The real Metaverse is of course the entirety of the internet, it is all of our digital connections to one another and how we move through it and relate to it with our own preferred interfaces, and sense of identification. This tracks with where we’re going because information controlled by you is the essence of Web 3.0.
Nothing about FB 2.0/Meta sounds decentralized, there is no ledger creating immutable record keeping for all network contributors to view transparently, or independent operators functioning as node validators.
As before, information will be profited on, censored, paywalled, and moved around as needed. This is a predictable move from a company who’s founder put almost half a billion dollars in donations together for the last major election. To say there isn’t a strong agenda with potential for bias here would be a few hundred million dollars short of common cents.
The real question is, who are these fact checkers and judges of information, and why should we trust them? What are their biases? The technology crowd, especially coming out of contemporary university programs are typically of a very left leaning ideology, not that there’s anything wrong with that. It just doesn’t leave us with a ton of diversity of thought in technology. Ironically, you no longer see a lot of “think different” happening in the place where the term was coined.
I learned a lot about bias in my time working with EQ labs. I’m acutely aware we all have them as private individuals, but placing my trust in someone Mark Zuckerberg and team hire to reassure me does the complete opposite. I don’t think I’m unique in that opinion, therein lies the need for change of course.
Eject the Core
We have new blockchains and cryptocurrencies built on them that are going mainstream every week. Only heard of one Dog themed meme coin? There’s also Shiba Inu, and the Samoyed coin now. Bitcoin alone, the dam buster of cryptocurrency only took a decade to be worth 1/10 of the circulating supply of USD, which amounts to about 1.5Trillion dollars in real value. This changes daily, but when you add up all the digital currencies, they are increasingly showing strength as a parallel economic system that centralized banks have no control over.

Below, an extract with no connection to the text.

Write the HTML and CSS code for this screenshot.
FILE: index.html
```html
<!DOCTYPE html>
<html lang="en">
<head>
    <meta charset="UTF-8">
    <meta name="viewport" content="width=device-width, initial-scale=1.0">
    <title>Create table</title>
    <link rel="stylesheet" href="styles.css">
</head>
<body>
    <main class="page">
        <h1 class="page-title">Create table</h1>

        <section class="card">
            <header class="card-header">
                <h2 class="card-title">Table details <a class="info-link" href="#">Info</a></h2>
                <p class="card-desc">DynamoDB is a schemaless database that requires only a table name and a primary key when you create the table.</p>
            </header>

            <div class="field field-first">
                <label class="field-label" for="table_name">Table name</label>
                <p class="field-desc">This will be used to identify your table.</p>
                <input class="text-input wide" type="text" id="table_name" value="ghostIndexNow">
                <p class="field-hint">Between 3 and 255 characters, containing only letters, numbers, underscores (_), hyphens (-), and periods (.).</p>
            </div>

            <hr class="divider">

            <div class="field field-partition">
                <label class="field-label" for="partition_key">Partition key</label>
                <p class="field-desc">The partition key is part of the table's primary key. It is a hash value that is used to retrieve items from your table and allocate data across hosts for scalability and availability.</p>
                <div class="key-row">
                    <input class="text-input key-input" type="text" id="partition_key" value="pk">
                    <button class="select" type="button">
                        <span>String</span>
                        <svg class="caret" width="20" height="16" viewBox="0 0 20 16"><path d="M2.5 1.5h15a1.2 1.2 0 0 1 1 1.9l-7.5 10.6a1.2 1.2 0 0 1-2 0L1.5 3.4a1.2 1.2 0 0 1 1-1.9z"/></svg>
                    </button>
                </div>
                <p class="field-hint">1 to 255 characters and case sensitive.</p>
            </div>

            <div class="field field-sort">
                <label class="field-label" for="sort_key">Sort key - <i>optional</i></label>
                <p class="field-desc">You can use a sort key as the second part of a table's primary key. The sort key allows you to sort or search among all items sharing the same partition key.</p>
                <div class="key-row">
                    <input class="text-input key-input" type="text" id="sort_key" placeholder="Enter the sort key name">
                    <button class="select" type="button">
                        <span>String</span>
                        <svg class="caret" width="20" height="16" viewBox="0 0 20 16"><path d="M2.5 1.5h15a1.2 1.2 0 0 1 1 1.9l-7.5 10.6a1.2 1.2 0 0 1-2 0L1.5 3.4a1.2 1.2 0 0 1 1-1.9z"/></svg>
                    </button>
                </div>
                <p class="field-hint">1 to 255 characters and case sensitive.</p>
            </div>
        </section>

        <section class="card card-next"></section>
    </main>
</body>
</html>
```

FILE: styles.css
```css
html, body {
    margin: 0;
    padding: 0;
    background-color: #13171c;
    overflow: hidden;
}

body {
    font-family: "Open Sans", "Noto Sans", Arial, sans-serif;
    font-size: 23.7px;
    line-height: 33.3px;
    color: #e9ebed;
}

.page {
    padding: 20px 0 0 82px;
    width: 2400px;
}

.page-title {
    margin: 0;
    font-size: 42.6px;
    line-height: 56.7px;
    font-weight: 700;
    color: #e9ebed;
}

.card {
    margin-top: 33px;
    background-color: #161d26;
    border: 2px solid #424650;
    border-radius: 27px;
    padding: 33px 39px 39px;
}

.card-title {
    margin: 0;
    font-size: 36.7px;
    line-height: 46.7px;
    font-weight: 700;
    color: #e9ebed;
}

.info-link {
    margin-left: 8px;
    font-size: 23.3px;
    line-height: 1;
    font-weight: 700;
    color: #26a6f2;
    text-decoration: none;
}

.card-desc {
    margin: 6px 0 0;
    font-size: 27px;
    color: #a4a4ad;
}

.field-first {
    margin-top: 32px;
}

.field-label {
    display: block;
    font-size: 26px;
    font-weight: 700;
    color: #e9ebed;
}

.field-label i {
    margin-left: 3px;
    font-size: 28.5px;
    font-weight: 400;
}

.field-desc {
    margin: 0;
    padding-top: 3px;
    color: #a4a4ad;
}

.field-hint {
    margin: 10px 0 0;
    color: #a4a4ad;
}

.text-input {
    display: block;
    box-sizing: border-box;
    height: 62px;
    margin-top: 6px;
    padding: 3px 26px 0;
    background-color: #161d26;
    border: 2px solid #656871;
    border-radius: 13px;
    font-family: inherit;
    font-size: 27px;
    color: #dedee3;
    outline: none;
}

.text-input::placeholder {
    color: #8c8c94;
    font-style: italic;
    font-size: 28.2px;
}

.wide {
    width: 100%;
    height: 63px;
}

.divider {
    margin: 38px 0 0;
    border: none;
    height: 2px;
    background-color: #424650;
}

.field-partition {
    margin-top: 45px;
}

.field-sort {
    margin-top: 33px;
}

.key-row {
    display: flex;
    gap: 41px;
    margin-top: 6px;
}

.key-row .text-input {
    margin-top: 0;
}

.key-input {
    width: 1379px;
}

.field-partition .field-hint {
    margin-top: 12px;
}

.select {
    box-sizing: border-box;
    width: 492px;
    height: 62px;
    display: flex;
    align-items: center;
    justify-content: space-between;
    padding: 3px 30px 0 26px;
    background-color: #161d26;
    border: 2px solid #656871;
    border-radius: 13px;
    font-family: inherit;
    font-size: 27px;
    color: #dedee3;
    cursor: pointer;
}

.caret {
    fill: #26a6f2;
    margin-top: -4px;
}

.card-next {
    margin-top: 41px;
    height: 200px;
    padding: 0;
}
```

We now have digital assets moving up in worth to soon outpace traditional physical assets. What does this all mean? For someone like me who can’t resist the call of the frontier and the inception of the next layer of the internet, it means I had to get involved with building a company called the DAAM Agency with a mission to bridge the physical with the digital. For the unknowing masses though, it means a revolution is here.
We can spread authority out amongst ourselves rather then rely on one central source to tell us whats what.

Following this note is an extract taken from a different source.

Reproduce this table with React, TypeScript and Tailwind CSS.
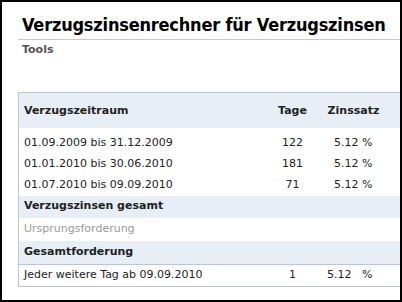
const rows = [
  { period: "01.09.2009 bis 31.12.2009", days: "122", rate: "5.12 %" },
  { period: "01.01.2010 bis 30.06.2010", days: "181", rate: "5.12 %" },
  { period: "01.07.2010 bis 09.09.2010", days: "71", rate: "5.12 %" },
];

export default function App() {
  return (
    <div className="h-[302px] w-[402px] overflow-hidden border-2 border-black bg-white font-['DejaVu_Sans',Verdana,sans-serif] text-[11px] text-[#222]">
      <div className="pl-4 pt-[12px]">
        <h1 className="whitespace-nowrap border-b border-[#c8c8c8] pb-[3px] pl-[4px] font-['DejaVu_Sans_Condensed','DejaVu_Sans',sans-serif] text-[18px] font-bold leading-[22px] tracking-[-0.2px] text-black">
          Verzugszinsenrechner für Verzugszinsen
        </h1>
        <p className="mt-[3px] pl-[4px] text-[11px] font-bold leading-[14px] text-[#555]">Tools</p>

        <table className="mt-[35px] w-[440px] table-fixed border-collapse border border-[#b9c6d6]">
          <colgroup>
            <col className="w-[250px]" />
            <col className="w-[48px]" />
            <col className="w-[74px]" />
            <col />
          </colgroup>
          <thead>
            <tr className="h-[35px] bg-[#e8eef6] font-bold">
              <th className="pl-[5px] pt-[2px] text-left">Verzugszeitraum</th>
              <th className="pt-[2px] text-center">Tage</th>
              <th className="pt-[2px] text-center">Zinssatz</th>
              <th />
            </tr>
          </thead>
          <tbody>
            {rows.map((row, i) => (
              <tr key={row.period} className={i === 0 ? "h-[26px]" : "h-[21px]"}>
                <td className={`pl-[5px] ${i === 0 ? "pt-[5px]" : ""}`}>{row.period}</td>
                <td className={`text-center ${i === 0 ? "pt-[5px]" : ""}`}>{row.days}</td>
                <td className={`pr-[18px] text-right ${i === 0 ? "pt-[5px]" : ""}`}>{row.rate}</td>
                <td />
              </tr>
            ))}
            <tr className="h-[22px] bg-[#e8eef6] font-bold">
              <td className="pl-[5px]" colSpan={4}>Verzugszinsen gesamt</td>
            </tr>
            <tr className="h-[23px] text-[#9a9a9a]">
              <td className="pl-[5px]" colSpan={4}>Ursprungsforderung</td>
            </tr>
            <tr className="h-[24px] bg-[#e8eef6] font-bold">
              <td className="pl-[5px]" colSpan={4}>Gesamtforderung</td>
            </tr>
            <tr className="h-[22px] border-t border-[#b9c6d6]">
              <td className="pl-[5px]">Jeder weitere Tag ab 09.09.2010</td>
              <td className="text-center">1</td>
              <td className="whitespace-pre pr-[18px] text-right">5.12   %</td>
              <td />
            </tr>
          </tbody>
        </table>
      </div>
    </div>
  );
}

Which sounds better to you: 1 all knowing computer server deciding what everyones bank balance is, or 100’s of millions if not billions of computers all in accordance every time a transaction happens that every network participant’s money and assets are where they belong?
It’s an oversimplification but not too far off the mark.
Technologies that eliminate trust as a factor and “Decentralize” authority are the future of decision making, commerce, and even more touchy subjects like politics. By offloading trust to these networks, more shit can get done, more efficiently. Smart contracts will enter negotiation with other digital agent smart contracts to do business with one another. This has major implications that I haven’t fully wrapped my head around, but I get the sense that it will solve things like the current supply chain crisis before another one starts.
DAO’s are another formalizing term for this new web 3.0 model. Decentralized Autonomous Organizations are groups and businesses that function without a traditional hierarchy and use computer driven rules as a form of governance . We will see more organizations spring up and operate with these frameworks, especially in the non profit and cooperative spaces
Brother Dawn
We are leaving the era of centralized authority and so with it must we leave behind the central narrative. We’re all playing part in the next evolution of the hero’s journey as Jeff Gomez the godfather of transmedia describes, we’re onto the collaborative journey now. All of our individual experiences combine narratives that when pieced together from different angles form part of a much greater story.
Keep this in mind the next time you formulate a marketing strategy or hope to entice someone to buy your product or even join your private metaverse. More than that, make sure you are aware of and using the tools of the time.
People will adapt quickly to a sense of ownership of their data and joy in the curation of it.
In an almost funny way the web started out more like this and became consolidated over time. How many people leave their Facebook or Instagram app for long enough to discover something wholly new? I’m old enough to remember when finding a new website and creating a bookmark felt like an accomplishment and something I would look forward to visiting again to check for updates. In a world of “feeds”, it’s time to take the wheel back from the algorithms and central authorities, before they drive us off the cliff.